• EXERCISE INPUTS:
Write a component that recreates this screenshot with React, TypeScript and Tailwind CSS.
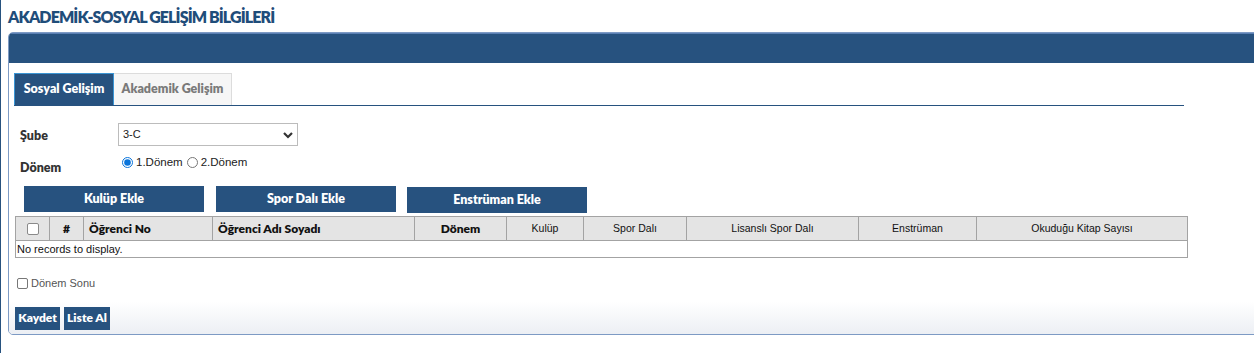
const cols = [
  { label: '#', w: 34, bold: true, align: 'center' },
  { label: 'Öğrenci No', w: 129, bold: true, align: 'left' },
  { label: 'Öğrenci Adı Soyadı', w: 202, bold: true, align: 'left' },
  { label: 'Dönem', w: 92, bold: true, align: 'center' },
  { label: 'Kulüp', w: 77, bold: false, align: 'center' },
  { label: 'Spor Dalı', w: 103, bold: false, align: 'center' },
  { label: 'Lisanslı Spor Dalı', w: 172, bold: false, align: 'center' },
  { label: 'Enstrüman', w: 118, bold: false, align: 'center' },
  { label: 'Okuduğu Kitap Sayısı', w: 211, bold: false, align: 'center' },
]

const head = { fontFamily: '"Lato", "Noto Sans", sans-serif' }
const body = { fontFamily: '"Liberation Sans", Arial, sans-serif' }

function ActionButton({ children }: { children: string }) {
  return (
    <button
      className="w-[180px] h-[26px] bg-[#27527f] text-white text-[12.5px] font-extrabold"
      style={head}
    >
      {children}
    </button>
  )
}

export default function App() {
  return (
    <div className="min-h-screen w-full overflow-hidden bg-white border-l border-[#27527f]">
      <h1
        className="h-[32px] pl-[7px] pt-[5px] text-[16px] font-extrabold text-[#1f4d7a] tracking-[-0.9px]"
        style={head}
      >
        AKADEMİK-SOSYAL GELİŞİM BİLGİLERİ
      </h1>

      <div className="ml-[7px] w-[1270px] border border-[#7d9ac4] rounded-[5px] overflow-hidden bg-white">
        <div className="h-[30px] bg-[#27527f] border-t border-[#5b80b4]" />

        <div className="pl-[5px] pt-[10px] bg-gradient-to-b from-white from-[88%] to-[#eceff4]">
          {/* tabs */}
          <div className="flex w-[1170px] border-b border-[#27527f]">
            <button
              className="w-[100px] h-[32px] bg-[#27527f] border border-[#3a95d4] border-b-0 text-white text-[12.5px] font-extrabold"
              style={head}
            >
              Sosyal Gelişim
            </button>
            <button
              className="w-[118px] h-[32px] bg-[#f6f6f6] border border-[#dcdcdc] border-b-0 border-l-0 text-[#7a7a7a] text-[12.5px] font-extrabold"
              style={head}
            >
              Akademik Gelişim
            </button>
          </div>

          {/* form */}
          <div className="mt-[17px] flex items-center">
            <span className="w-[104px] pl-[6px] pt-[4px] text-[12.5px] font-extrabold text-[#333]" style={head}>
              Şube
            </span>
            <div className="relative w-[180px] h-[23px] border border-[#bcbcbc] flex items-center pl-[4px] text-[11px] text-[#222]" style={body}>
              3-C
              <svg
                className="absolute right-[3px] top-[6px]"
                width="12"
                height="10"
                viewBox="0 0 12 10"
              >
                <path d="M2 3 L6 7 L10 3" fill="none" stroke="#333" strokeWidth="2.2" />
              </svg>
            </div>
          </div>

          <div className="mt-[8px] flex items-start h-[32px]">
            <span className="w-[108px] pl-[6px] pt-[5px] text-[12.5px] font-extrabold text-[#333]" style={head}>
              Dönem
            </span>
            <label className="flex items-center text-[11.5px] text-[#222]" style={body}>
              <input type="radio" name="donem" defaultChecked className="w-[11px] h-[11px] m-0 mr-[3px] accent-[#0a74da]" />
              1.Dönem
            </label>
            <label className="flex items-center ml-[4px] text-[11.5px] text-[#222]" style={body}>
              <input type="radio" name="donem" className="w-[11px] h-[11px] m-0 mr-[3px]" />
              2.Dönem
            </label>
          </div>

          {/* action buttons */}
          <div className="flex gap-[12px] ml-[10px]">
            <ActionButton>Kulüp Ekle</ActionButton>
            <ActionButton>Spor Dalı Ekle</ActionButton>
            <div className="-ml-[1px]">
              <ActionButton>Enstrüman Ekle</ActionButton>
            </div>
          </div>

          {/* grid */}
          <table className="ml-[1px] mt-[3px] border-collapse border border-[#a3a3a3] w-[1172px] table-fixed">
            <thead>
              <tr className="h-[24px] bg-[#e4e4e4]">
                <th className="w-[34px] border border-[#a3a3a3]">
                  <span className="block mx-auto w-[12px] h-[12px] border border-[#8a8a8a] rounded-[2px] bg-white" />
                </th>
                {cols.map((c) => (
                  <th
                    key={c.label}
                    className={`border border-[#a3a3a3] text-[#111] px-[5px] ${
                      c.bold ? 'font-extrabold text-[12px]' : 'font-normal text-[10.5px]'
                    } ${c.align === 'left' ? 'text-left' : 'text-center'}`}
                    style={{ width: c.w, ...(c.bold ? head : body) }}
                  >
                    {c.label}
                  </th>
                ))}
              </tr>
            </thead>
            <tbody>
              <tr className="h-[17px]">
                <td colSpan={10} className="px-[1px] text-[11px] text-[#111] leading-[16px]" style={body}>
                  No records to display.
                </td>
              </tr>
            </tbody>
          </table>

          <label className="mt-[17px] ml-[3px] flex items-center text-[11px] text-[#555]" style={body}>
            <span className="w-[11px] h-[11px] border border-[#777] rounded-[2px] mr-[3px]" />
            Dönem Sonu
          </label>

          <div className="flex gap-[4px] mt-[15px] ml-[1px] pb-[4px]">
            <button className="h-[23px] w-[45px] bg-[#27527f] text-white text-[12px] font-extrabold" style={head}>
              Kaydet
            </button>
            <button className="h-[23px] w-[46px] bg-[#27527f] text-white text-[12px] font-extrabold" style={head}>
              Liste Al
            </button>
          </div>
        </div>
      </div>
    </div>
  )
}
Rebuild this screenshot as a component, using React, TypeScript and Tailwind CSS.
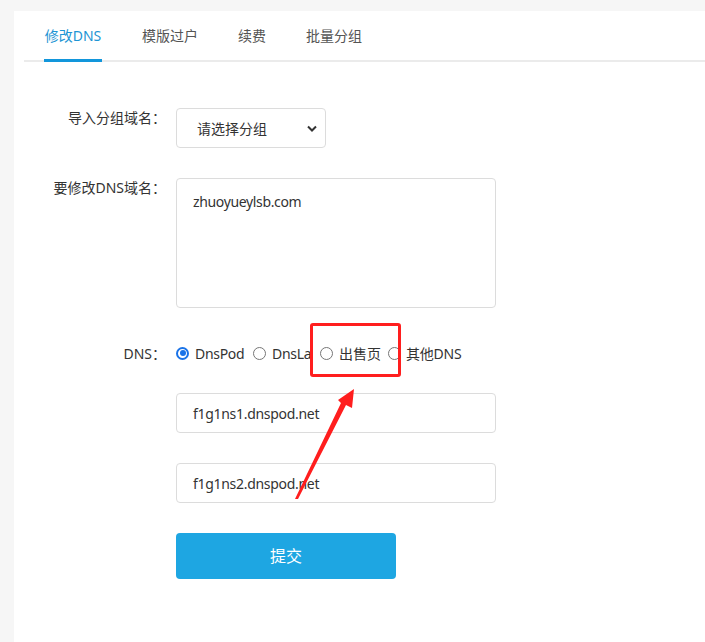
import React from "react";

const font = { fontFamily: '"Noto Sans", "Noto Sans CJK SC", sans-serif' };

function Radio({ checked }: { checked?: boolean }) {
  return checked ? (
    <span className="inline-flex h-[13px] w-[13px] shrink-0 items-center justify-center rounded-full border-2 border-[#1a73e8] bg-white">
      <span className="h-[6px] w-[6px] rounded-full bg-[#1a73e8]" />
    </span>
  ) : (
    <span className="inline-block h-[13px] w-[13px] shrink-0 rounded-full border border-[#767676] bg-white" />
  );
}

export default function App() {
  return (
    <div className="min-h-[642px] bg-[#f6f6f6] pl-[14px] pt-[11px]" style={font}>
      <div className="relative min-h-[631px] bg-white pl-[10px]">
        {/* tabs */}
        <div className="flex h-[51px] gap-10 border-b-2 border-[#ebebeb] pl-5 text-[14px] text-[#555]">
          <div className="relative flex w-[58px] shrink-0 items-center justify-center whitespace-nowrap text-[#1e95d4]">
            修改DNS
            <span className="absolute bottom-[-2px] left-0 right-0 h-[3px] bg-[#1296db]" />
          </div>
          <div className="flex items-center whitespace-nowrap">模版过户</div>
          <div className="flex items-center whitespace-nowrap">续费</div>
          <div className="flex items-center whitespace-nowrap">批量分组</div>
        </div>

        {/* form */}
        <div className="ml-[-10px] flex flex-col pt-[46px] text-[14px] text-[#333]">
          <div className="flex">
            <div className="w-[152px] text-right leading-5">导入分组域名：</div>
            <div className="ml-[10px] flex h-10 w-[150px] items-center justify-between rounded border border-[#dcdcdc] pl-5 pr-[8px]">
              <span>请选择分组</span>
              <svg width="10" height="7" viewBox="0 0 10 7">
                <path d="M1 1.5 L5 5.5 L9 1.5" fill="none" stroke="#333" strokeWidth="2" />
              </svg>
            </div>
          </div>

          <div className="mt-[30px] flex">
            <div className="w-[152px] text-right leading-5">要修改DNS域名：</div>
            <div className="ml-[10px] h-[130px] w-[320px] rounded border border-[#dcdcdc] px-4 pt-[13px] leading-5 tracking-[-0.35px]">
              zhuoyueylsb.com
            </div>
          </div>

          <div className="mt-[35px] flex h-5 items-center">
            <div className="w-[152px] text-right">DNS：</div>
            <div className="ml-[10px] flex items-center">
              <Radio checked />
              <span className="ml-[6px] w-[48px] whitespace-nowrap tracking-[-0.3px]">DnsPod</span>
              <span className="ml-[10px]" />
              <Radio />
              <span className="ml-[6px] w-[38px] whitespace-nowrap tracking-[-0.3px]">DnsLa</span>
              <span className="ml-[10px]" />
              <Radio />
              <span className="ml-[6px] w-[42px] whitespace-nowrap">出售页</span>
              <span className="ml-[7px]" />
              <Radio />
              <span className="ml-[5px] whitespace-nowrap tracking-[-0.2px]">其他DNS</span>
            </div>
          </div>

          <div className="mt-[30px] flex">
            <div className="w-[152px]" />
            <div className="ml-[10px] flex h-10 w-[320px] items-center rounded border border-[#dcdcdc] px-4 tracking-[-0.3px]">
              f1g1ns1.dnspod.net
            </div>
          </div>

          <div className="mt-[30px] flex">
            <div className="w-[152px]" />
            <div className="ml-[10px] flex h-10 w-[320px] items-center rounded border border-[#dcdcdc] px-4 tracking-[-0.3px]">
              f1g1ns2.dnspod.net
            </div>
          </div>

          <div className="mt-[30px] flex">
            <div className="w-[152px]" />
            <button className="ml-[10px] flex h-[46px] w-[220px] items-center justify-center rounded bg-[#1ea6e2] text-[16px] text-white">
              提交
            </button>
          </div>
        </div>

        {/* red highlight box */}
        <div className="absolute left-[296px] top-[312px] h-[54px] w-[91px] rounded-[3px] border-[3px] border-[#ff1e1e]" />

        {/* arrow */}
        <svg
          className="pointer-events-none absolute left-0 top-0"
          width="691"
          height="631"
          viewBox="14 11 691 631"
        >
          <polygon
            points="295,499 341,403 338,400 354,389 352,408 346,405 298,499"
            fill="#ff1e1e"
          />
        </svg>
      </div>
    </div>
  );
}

• EXERCISE PROMPT:
Search the records for the string "this" and return every line in which it occurs.

• FULL ANSWER:
Write a component that recreates this screenshot with React, TypeScript and Tailwind CSS.
Rebuild this screenshot as a component, using React, TypeScript and Tailwind CSS.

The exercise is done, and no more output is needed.